Render the following material again verbatim, leaving nothing out.

- _DATA SEGMENT_:
┌────────
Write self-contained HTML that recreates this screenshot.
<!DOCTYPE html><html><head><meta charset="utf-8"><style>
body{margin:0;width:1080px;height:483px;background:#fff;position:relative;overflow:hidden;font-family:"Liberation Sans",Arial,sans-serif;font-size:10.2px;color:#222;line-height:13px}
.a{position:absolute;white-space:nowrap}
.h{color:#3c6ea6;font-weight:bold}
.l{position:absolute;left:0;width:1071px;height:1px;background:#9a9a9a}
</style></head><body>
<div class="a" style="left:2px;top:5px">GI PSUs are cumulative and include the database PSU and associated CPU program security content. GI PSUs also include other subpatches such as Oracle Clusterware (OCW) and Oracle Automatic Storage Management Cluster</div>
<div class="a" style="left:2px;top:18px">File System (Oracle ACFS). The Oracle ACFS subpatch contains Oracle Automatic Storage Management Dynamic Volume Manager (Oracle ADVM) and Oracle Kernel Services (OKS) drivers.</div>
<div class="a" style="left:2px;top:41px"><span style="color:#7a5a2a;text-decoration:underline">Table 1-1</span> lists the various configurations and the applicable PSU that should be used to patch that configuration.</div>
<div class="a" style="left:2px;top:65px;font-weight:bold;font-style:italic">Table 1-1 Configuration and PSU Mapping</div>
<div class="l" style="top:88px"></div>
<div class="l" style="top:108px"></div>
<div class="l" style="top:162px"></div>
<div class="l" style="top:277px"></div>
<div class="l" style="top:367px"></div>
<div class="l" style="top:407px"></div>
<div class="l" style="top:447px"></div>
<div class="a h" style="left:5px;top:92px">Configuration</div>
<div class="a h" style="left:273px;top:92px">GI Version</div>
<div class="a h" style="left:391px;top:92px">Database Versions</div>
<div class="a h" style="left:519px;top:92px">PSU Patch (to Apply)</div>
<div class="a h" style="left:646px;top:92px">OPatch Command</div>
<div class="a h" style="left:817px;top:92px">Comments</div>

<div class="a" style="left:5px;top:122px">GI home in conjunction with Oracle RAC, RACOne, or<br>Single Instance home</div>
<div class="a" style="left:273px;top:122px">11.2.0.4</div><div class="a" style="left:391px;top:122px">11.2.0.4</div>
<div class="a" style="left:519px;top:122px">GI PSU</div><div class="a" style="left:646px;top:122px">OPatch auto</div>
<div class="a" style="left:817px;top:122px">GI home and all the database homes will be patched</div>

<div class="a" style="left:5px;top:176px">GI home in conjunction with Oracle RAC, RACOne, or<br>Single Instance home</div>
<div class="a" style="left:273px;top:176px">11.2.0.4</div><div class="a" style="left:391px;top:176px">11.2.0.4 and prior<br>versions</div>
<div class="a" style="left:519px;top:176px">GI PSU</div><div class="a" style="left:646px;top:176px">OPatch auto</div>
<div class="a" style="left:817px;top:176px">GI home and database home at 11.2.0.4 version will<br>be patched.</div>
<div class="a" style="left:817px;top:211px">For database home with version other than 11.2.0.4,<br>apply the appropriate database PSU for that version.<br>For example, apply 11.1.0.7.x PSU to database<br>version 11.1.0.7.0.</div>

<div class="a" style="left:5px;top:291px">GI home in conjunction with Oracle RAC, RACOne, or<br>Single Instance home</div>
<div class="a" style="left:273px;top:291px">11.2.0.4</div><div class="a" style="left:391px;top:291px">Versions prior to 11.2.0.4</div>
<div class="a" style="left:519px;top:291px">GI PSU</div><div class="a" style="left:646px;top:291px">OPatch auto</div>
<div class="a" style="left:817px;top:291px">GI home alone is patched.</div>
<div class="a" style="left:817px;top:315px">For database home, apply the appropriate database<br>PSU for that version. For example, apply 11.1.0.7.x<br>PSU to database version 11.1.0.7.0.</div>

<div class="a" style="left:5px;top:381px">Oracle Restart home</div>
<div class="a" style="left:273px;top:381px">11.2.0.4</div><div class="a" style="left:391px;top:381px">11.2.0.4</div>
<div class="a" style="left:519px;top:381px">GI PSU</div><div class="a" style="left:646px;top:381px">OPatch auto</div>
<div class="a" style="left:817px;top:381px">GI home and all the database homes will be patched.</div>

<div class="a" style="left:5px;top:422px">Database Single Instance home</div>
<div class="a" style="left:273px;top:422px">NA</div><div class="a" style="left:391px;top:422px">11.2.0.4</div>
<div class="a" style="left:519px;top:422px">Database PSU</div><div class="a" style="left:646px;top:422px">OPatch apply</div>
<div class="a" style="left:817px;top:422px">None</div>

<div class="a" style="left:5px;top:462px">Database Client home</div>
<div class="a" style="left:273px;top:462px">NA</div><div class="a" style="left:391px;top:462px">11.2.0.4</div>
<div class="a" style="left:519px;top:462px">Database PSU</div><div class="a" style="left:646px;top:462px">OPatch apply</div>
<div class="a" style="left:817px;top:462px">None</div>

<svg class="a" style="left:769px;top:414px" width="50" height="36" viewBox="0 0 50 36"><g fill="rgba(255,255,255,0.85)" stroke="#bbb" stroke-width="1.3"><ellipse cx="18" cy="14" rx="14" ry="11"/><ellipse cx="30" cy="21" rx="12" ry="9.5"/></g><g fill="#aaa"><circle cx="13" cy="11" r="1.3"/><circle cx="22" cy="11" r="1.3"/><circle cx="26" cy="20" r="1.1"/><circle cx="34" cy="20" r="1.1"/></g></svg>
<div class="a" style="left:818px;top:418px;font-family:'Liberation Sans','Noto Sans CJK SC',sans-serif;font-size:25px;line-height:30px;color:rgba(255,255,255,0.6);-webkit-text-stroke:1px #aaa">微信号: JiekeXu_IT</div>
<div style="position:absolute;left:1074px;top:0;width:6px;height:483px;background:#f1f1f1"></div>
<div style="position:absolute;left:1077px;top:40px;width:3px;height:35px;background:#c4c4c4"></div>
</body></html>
└────────
- _THE RESULT_:
Write self-contained HTML that recreates this screenshot.
<!DOCTYPE html><html><head><meta charset="utf-8"><style>
body{margin:0;width:1080px;height:483px;background:#fff;position:relative;overflow:hidden;font-family:"Liberation Sans",Arial,sans-serif;font-size:10.2px;color:#222;line-height:13px}
.a{position:absolute;white-space:nowrap}
.h{color:#3c6ea6;font-weight:bold}
.l{position:absolute;left:0;width:1071px;height:1px;background:#9a9a9a}
</style></head><body>
<div class="a" style="left:2px;top:5px">GI PSUs are cumulative and include the database PSU and associated CPU program security content. GI PSUs also include other subpatches such as Oracle Clusterware (OCW) and Oracle Automatic Storage Management Cluster</div>
<div class="a" style="left:2px;top:18px">File System (Oracle ACFS). The Oracle ACFS subpatch contains Oracle Automatic Storage Management Dynamic Volume Manager (Oracle ADVM) and Oracle Kernel Services (OKS) drivers.</div>
<div class="a" style="left:2px;top:41px"><span style="color:#7a5a2a;text-decoration:underline">Table 1-1</span> lists the various configurations and the applicable PSU that should be used to patch that configuration.</div>
<div class="a" style="left:2px;top:65px;font-weight:bold;font-style:italic">Table 1-1 Configuration and PSU Mapping</div>
<div class="l" style="top:88px"></div>
<div class="l" style="top:108px"></div>
<div class="l" style="top:162px"></div>
<div class="l" style="top:277px"></div>
<div class="l" style="top:367px"></div>
<div class="l" style="top:407px"></div>
<div class="l" style="top:447px"></div>
<div class="a h" style="left:5px;top:92px">Configuration</div>
<div class="a h" style="left:273px;top:92px">GI Version</div>
<div class="a h" style="left:391px;top:92px">Database Versions</div>
<div class="a h" style="left:519px;top:92px">PSU Patch (to Apply)</div>
<div class="a h" style="left:646px;top:92px">OPatch Command</div>
<div class="a h" style="left:817px;top:92px">Comments</div>

<div class="a" style="left:5px;top:122px">GI home in conjunction with Oracle RAC, RACOne, or<br>Single Instance home</div>
<div class="a" style="left:273px;top:122px">11.2.0.4</div><div class="a" style="left:391px;top:122px">11.2.0.4</div>
<div class="a" style="left:519px;top:122px">GI PSU</div><div class="a" style="left:646px;top:122px">OPatch auto</div>
<div class="a" style="left:817px;top:122px">GI home and all the database homes will be patched</div>

<div class="a" style="left:5px;top:176px">GI home in conjunction with Oracle RAC, RACOne, or<br>Single Instance home</div>
<div class="a" style="left:273px;top:176px">11.2.0.4</div><div class="a" style="left:391px;top:176px">11.2.0.4 and prior<br>versions</div>
<div class="a" style="left:519px;top:176px">GI PSU</div><div class="a" style="left:646px;top:176px">OPatch auto</div>
<div class="a" style="left:817px;top:176px">GI home and database home at 11.2.0.4 version will<br>be patched.</div>
<div class="a" style="left:817px;top:211px">For database home with version other than 11.2.0.4,<br>apply the appropriate database PSU for that version.<br>For example, apply 11.1.0.7.x PSU to database<br>version 11.1.0.7.0.</div>

<div class="a" style="left:5px;top:291px">GI home in conjunction with Oracle RAC, RACOne, or<br>Single Instance home</div>
<div class="a" style="left:273px;top:291px">11.2.0.4</div><div class="a" style="left:391px;top:291px">Versions prior to 11.2.0.4</div>
<div class="a" style="left:519px;top:291px">GI PSU</div><div class="a" style="left:646px;top:291px">OPatch auto</div>
<div class="a" style="left:817px;top:291px">GI home alone is patched.</div>
<div class="a" style="left:817px;top:315px">For database home, apply the appropriate database<br>PSU for that version. For example, apply 11.1.0.7.x<br>PSU to database version 11.1.0.7.0.</div>

<div class="a" style="left:5px;top:381px">Oracle Restart home</div>
<div class="a" style="left:273px;top:381px">11.2.0.4</div><div class="a" style="left:391px;top:381px">11.2.0.4</div>
<div class="a" style="left:519px;top:381px">GI PSU</div><div class="a" style="left:646px;top:381px">OPatch auto</div>
<div class="a" style="left:817px;top:381px">GI home and all the database homes will be patched.</div>

<div class="a" style="left:5px;top:422px">Database Single Instance home</div>
<div class="a" style="left:273px;top:422px">NA</div><div class="a" style="left:391px;top:422px">11.2.0.4</div>
<div class="a" style="left:519px;top:422px">Database PSU</div><div class="a" style="left:646px;top:422px">OPatch apply</div>
<div class="a" style="left:817px;top:422px">None</div>

<div class="a" style="left:5px;top:462px">Database Client home</div>
<div class="a" style="left:273px;top:462px">NA</div><div class="a" style="left:391px;top:462px">11.2.0.4</div>
<div class="a" style="left:519px;top:462px">Database PSU</div><div class="a" style="left:646px;top:462px">OPatch apply</div>
<div class="a" style="left:817px;top:462px">None</div>

<svg class="a" style="left:769px;top:414px" width="50" height="36" viewBox="0 0 50 36"><g fill="rgba(255,255,255,0.85)" stroke="#bbb" stroke-width="1.3"><ellipse cx="18" cy="14" rx="14" ry="11"/><ellipse cx="30" cy="21" rx="12" ry="9.5"/></g><g fill="#aaa"><circle cx="13" cy="11" r="1.3"/><circle cx="22" cy="11" r="1.3"/><circle cx="26" cy="20" r="1.1"/><circle cx="34" cy="20" r="1.1"/></g></svg>
<div class="a" style="left:818px;top:418px;font-family:'Liberation Sans','Noto Sans CJK SC',sans-serif;font-size:25px;line-height:30px;color:rgba(255,255,255,0.6);-webkit-text-stroke:1px #aaa">微信号: JiekeXu_IT</div>
<div style="position:absolute;left:1074px;top:0;width:6px;height:483px;background:#f1f1f1"></div>
<div style="position:absolute;left:1077px;top:40px;width:3px;height:35px;background:#c4c4c4"></div>
</body></html>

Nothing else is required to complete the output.